In this section, we present the Phrase Author Interaction Topic-Viewpoint model (PhAITV). It takes as input the documents, partitioned in high quality phrases of different length, and the information about author-reply interactions in an online debate forum. The objective is to assign a topic and a viewpoint labels to each occurrence of the phrases. This would help to cluster them into Topic-Viewpoint classes. We assume that A authors participate in a forum debate about a particular issue. Each author a writes \(D_a\) posts. Each post \(d_a\) is partitioned into \(G_{da}\) phrases of different length (\({\ge }1\)). Each phrase contain \(M_{gda}\) words. Each term \(w_{mg}\) in a document belongs to the corpus vocabulary of distinct terms of size W. In addition, we assume that we have the information about whether a post replies to a previous post or not. Let K be the total number of topics and L be the total number of viewpoints. Let \(\theta _{da}\) denote the probability distribution of K topics under a post \(d_a\); \(\psi _{a}\) be the probability distributions of L viewpoints for an author a; \(\phi _{kl}\) be the multinomial probability distribution over words associated with a topic k and a viewpoint l; and \(\phi _{B}\) a multinomial distribution of background words.
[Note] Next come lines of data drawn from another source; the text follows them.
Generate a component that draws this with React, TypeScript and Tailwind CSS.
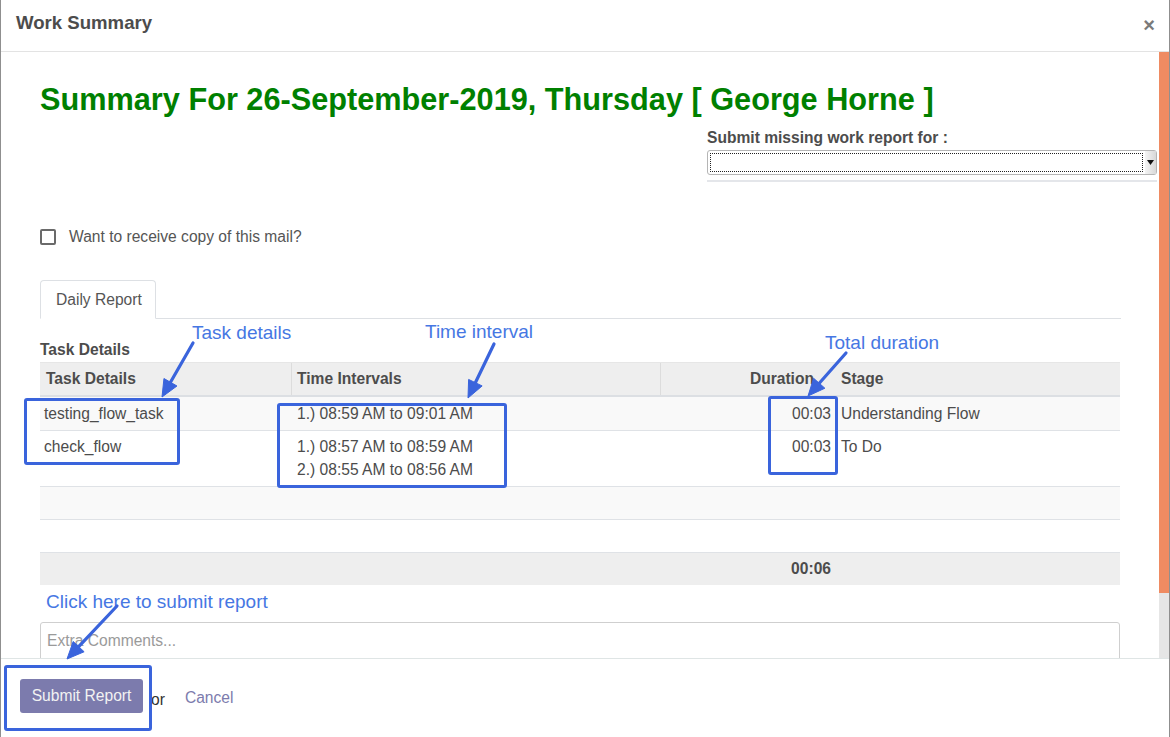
import React from "react";

const BLUE = "#3a64dc";

function Arrow({ x1, y1, x2, y2 }: { x1: number; y1: number; x2: number; y2: number }) {
  const dx = x2 - x1;
  const dy = y2 - y1;
  const len = Math.sqrt(dx * dx + dy * dy);
  const ux = dx / len;
  const uy = dy / len;
  const hl = 17;
  const hw = 7.5;
  const bx = x2 - ux * hl;
  const by = y2 - uy * hl;
  const px = -uy;
  const py = ux;
  const pts = `${x2},${y2} ${bx + px * hw},${by + py * hw} ${bx - px * hw},${by - py * hw}`;
  return (
    <g>
      <line x1={x1} y1={y1} x2={bx + ux * 2} y2={by + uy * 2} stroke={BLUE} strokeWidth={3.2} strokeLinecap="round" />
      <polygon points={pts} fill={BLUE} stroke={BLUE} strokeWidth={1} strokeLinejoin="round" />
    </g>
  );
}

export default function App() {
  const rowText = "text-[15.6px] leading-[23px] text-[#4c4c4c]";
  return (
    <div className="relative w-[1170px] h-[737px] overflow-hidden bg-white font-['Liberation_Sans',Arial,sans-serif]">
      <div className="w-full h-full flex flex-col border-x border-[#8f8f8f]">
        {/* Header */}
        <div className="h-[52px] shrink-0 border-b border-[#e3e3e3] flex items-center justify-between pl-[15px] pr-[14px]">
          <div className="text-[18.6px] font-bold text-[#4c4c4c] pb-[5px]">Work Summary</div>
          <div className="text-[20px] font-bold text-[#7a7a7a] leading-none pb-[2px]">×</div>
        </div>

        {/* Body */}
        <div className="h-[606px] shrink-0 flex">
          <div className="flex-1 overflow-hidden pl-[39px] pr-[38px] pt-[30px]">
            <div className="text-[30.7px] leading-[36px] font-bold text-[#008000] whitespace-nowrap">
              Summary For 26-September-2019, Thursday [ George Horne ]
            </div>
            <div className="flex justify-end">
              <div className="w-[450px] mr-[-36px] mt-[11px]">
                <div className="text-[15.6px] leading-[18px] font-bold text-[#4c4c4c]">Submit missing work report for :</div>
                <div className="mt-[3px] h-[25px] flex border border-[#b5b5b5] rounded-[3px] bg-white">
                  <div className="flex-1 m-[2px] border border-dotted border-[#222]"></div>
                  <div className="w-[11px] flex items-center justify-center bg-gradient-to-r from-[#f4f4f4] to-[#d8d8d8]">
                    <svg width="7" height="5" viewBox="0 0 7 5">
                      <polygon points="0,0 7,0 3.5,5" fill="#111" />
                    </svg>
                  </div>
                </div>
                <div className="mt-[5px] border-b-2 border-[#e4e6ea]"></div>
              </div>
            </div>

            {/* Checkbox */}
            <div className="mt-[47px] flex items-center h-[16px]">
              <div className="w-[16px] h-[16px] border-2 border-[#6a6a6a] rounded-[2px] bg-white"></div>
              <div className="ml-[13px] text-[15.6px] text-[#555]">Want to receive copy of this mail?</div>
            </div>

            {/* Tabs */}
            <div className="mt-[35px] flex border-b border-[#dde0e4]">
              <div className="w-[116px] h-[39px] -mb-px border border-[#dde0e4] border-b-white rounded-t-[4px] bg-white flex items-center pl-[15px] text-[15.6px] text-[#555]">
                Daily Report
              </div>
            </div>

            <div className="mt-[22px] text-[15.6px] leading-[18px] font-bold text-[#4c4c4c]">Task Details</div>

            {/* Table */}
            <div className="mt-[3px] w-[1080px]">
              <div className="h-[35px] flex bg-[#eeeeee] border-t border-[#e6e6e6] border-b-2 border-b-[#dcdfe3] text-[15.6px] font-bold text-[#4c4c4c]">
                <div className="w-[252px] pl-[6px] flex items-center border-r border-[#dcdcdc]">Task Details</div>
                <div className="w-[369px] pl-[5px] flex items-center border-r border-[#dcdcdc]">Time Intervals</div>
                <div className="w-[175px] pr-[22px] flex items-center justify-end">Duration</div>
                <div className="flex-1 pl-[5px] flex items-center">Stage</div>
              </div>
              <div className={`h-[34px] flex bg-[#f9f9f9] border-b border-[#dfe2e6] pt-[5px] ${rowText}`}>
                <div className="w-[252px] pl-[4px]">testing_flow_task</div>
                <div className="w-[369px] pl-[5px]">1.) 08:59 AM to 09:01 AM</div>
                <div className="w-[175px] pr-[5px] text-right">00:03</div>
                <div className="flex-1 pl-[5px]">Understanding Flow</div>
              </div>
              <div className={`h-[56px] flex bg-white border-b border-[#dfe2e6] pt-[4px] ${rowText}`}>
                <div className="w-[252px] pl-[4px]">check_flow</div>
                <div className="w-[369px] pl-[5px] flex flex-col">
                  <span>1.) 08:57 AM to 08:59 AM</span>
                  <span>2.) 08:55 AM to 08:56 AM</span>
                </div>
                <div className="w-[175px] pr-[5px] text-right">00:03</div>
                <div className="flex-1 pl-[5px]">To Do</div>
              </div>
              <div className="h-[33px] bg-[#f9f9f9] border-b border-[#dfe2e6]"></div>
              <div className="h-[33px] bg-white border-b border-[#dfe2e6]"></div>
              <div className="h-[32px] flex bg-[#eeeeee] text-[15.6px] font-bold text-[#4c4c4c]">
                <div className="w-[252px]"></div>
                <div className="w-[369px]"></div>
                <div className="w-[175px] pr-[5px] flex items-center justify-end">00:06</div>
                <div className="flex-1"></div>
              </div>
            </div>

            {/* Textarea */}
            <div className="mt-[37px] w-[1080px] h-[60px] border border-[#cfcfcf] rounded-[3px] pl-[6px] pt-[6px] text-[15.6px] text-[#9a9a9a]">
              Extra Comments...
            </div>
          </div>
          {/* Scrollbar */}
          <div className="w-[10px] shrink-0 flex flex-col">
            <div className="h-[541px] bg-[#ef8b62]"></div>
            <div className="flex-1 bg-[#e6e6e6]"></div>
          </div>
        </div>

        {/* Footer */}
        <div className="flex-1 border-t border-[#dfe5e5] pl-[19px] pt-[20px] flex items-start">
          <div className="w-[123px] h-[34px] rounded-[3px] bg-[#7c7bad] flex items-center justify-center text-[15.6px] text-[#f2f2f2]">
            Submit Report
          </div>
          <div className="ml-[8px] mt-[9px] text-[15.6px] text-[#333]">or</div>
          <div className="ml-[20px] mt-[7px] text-[15.6px] text-[#7c7bad]">Cancel</div>
        </div>
      </div>

      {/* Annotation overlay */}
      <div className="absolute left-[24px] top-[398px] w-[156px] h-[67px] border-[3px] border-[#3a64dc] rounded-[3px]"></div>
      <div className="absolute left-[277px] top-[403px] w-[230px] h-[85px] border-[3px] border-[#3a64dc] rounded-[3px]"></div>
      <div className="absolute left-[768px] top-[396px] w-[70px] h-[79px] border-[3px] border-[#3a64dc] rounded-[3px]"></div>
      <div className="absolute left-[4px] top-[665px] w-[148px] h-[66px] border-[3px] border-[#3a64dc] rounded-[3px]"></div>

      <div className="absolute left-[192px] top-[323px] text-[19px] leading-[19px] text-[#4677e3] whitespace-nowrap">Task details</div>
      <div className="absolute left-[425px] top-[322px] text-[19px] leading-[19px] text-[#4677e3] whitespace-nowrap">Time interval</div>
      <div className="absolute left-[825px] top-[333px] text-[19px] leading-[19px] text-[#4677e3] whitespace-nowrap">Total duration</div>
      <div className="absolute left-[46px] top-[592px] text-[19px] leading-[19px] text-[#4677e3] whitespace-nowrap">Click here to submit report</div>

      <svg className="absolute inset-0 pointer-events-none" width="1170" height="737">
        <Arrow x1={193} y1={343} x2={162} y2={397} />
        <Arrow x1={494} y1={344} x2={468} y2={398} />
        <Arrow x1={846} y1={353} x2={808} y2={396} />
        <Arrow x1={117} y1={606} x2={67} y2={659} />
      </svg>
    </div>
  );
}
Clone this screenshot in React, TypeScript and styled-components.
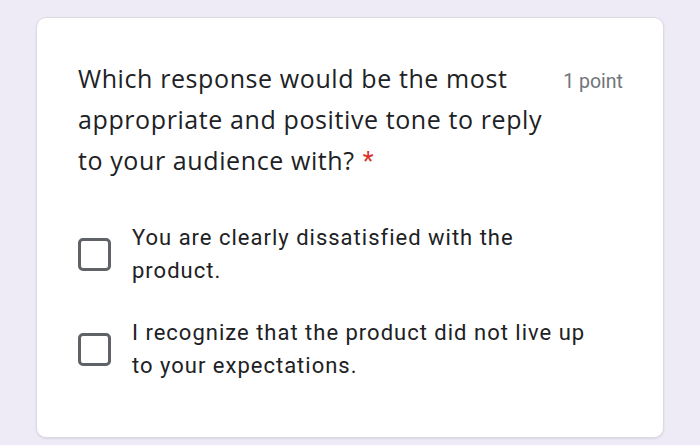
import React from "react";
import styled, { createGlobalStyle } from "styled-components";

const GlobalStyle = createGlobalStyle`
  html, body {
    margin: 0;
    padding: 0;
    background: #eeebf6;
  }
  body {
    font-family: Roboto, "Noto Sans", sans-serif;
  }
`;

const Page = styled.div`
  width: 700px;
  height: 445px;
  padding: 17px 36px 0 36px;
  box-sizing: border-box;
`;

const Card = styled.div`
  background: #ffffff;
  border-radius: 10px;
  border: 1px solid #dcdae2;
  box-shadow: 0 1px 2px rgba(60, 64, 67, 0.12);
  height: 421px;
  box-sizing: border-box;
  padding: 40px 40px 0 41px;
`;

const Header = styled.div`
  display: flex;
  justify-content: space-between;
  align-items: flex-start;
`;

const Question = styled.div`
  width: 480px;
  font-family: "Open Sans", Roboto, sans-serif;
  font-size: 25px;
  letter-spacing: 0.6px;
  line-height: 41px;
  color: #202124;
`;

const Required = styled.span`
  color: #d93025;
  margin-left: 8px;
  font-family: Roboto, sans-serif;
`;

const Points = styled.div`
  padding-top: 3px;
  font-size: 19.5px;
  line-height: 41px;
  color: #70757a;
`;

const Options = styled.div`
  display: flex;
  flex-direction: column;
  gap: 29px;
  margin-top: 39px;
`;

const Option = styled.label`
  display: flex;
  align-items: center;
  gap: 21px;
`;

const Box = styled.span`
  flex: none;
  width: 33px;
  height: 33px;
  box-sizing: border-box;
  border: 3px solid #5f6368;
  border-radius: 5px;
`;

const OptionText = styled.div`
  font-size: 22px;
  letter-spacing: 1px;
  line-height: 33px;
  color: #202124;
  width: 475px;
`;

const options = [
  "You are clearly dissatisfied with the product.",
  "I recognize that the product did not live up to your expectations.",
];

export default function App() {
  return (
    <>
      <GlobalStyle />
      <Page>
        <Card>
          <Header>
            <Question>
              Which response would be the most appropriate and positive tone to
              reply to your audience with?
              <Required>*</Required>
            </Question>
            <Points>1 point</Points>
          </Header>
          <Options>
            {options.map((o) => (
              <Option key={o}>
                <Box />
                <OptionText>{o}</OptionText>
              </Option>
            ))}
          </Options>
        </Card>
      </Page>
    </>
  );
}
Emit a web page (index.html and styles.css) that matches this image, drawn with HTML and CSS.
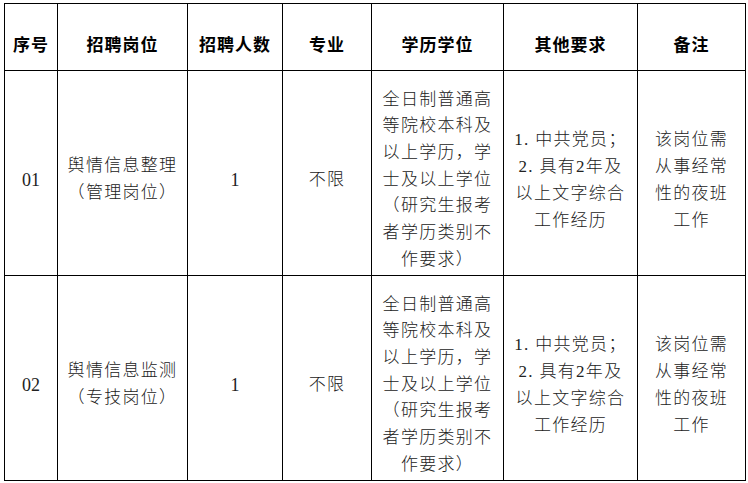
FILE: index.html
```html
<!DOCTYPE html>
<html lang="zh-CN">
<head>
<meta charset="utf-8">
<title>招聘岗位</title>
<link rel="stylesheet" href="styles.css">
</head>
<body>
<table class="jobs">
  <colgroup>
    <col class="c1"><col class="c2"><col class="c3"><col class="c4"><col class="c5"><col class="c6"><col class="c7">
  </colgroup>
  <thead>
    <tr class="head">
      <th>序号</th>
      <th>招聘岗位</th>
      <th>招聘人数</th>
      <th>专业</th>
      <th>学历学位</th>
      <th>其他要求</th>
      <th>备注</th>
    </tr>
  </thead>
  <tbody>
    <tr class="row">
      <td class="num">01</td>
      <td>舆情信息整理<br>（管理岗位）</td>
      <td class="num">1</td>
      <td>不限</td>
      <td class="edu">全日制普通高<br>等院校本科及<br>以上学历，学<br>士及以上学位<br>（研究生报考<br>者学历类别不<br>作要求）</td>
      <td class="req">1. 中共党员；<br>2. 具有2年及<br>以上文字综合<br>工作经历</td>
      <td class="req">该岗位需<br>从事经常<br>性的夜班<br>工作</td>
    </tr>
    <tr class="row">
      <td class="num">02</td>
      <td>舆情信息监测<br>（专技岗位）</td>
      <td class="num">1</td>
      <td>不限</td>
      <td class="edu">全日制普通高<br>等院校本科及<br>以上学历，学<br>士及以上学位<br>（研究生报考<br>者学历类别不<br>作要求）</td>
      <td class="req">1. 中共党员；<br>2. 具有2年及<br>以上文字综合<br>工作经历</td>
      <td class="req">该岗位需<br>从事经常<br>性的夜班<br>工作</td>
    </tr>
  </tbody>
</table>
</body>
</html>
```

FILE: styles.css
```css
html, body {
  margin: 0;
  padding: 0;
  background: #fff;
}
body {
  padding: 3px 0 0 4px;
}
.jobs {
  border-collapse: collapse;
  table-layout: fixed;
  width: 741px;
  color: #111;
}
.c1 { width: 53px; }
.c2 { width: 130px; }
.c3 { width: 95px; }
.c4 { width: 89px; }
.c5 { width: 132px; }
.c6 { width: 134px; }
.c7 { width: 108px; }

.jobs th, .jobs td {
  border: 1px solid #000;
  text-align: center;
  vertical-align: middle;
  padding: 0;
}
.head th {
  height: 67px;
  box-sizing: border-box;
  padding-top: 12px;
  font-family: "Noto Sans CJK SC", sans-serif;
  font-weight: 700;
  font-size: 17px;
  letter-spacing: 1px;
  color: #000;
}
.row td {
  height: 205px;
  box-sizing: border-box;
  padding-top: 14px;
  font-family: "Liberation Serif", "Noto Sans CJK SC", serif;
  font-weight: 300;
  font-size: 17px;
  letter-spacing: 1.3px;
  line-height: 26.7px;
  color: #222;
}
.row td.num {
  font-size: 18px;
  letter-spacing: 0;
}
.row td.req {
  line-height: 27px;
}
```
The generative process of a post according to the PhAITV model (see Fig. 1) is the following. An author a chooses a viewpoint \(v_{da}\) from the distribution \(\psi _{a}\). For each phrase \(g_{da}\) in the post, the author samples a binary route variable \(x_{gda}\) from a Bernoulli distribution \(\sigma \). It indicates whether the phrase is a topical or a background word. Multi-word phrases cannot belong to the background class. If \(x_{gda}=0\), she samples the word from \(\phi _{B}\). Otherwise, the author, first, draws a topic \(z_{gda}\) from \(\theta _{da}\), then, samples each word \(w_{mg}\) in the phrase from the same \(\phi _{z_{gda}v_{da}}\).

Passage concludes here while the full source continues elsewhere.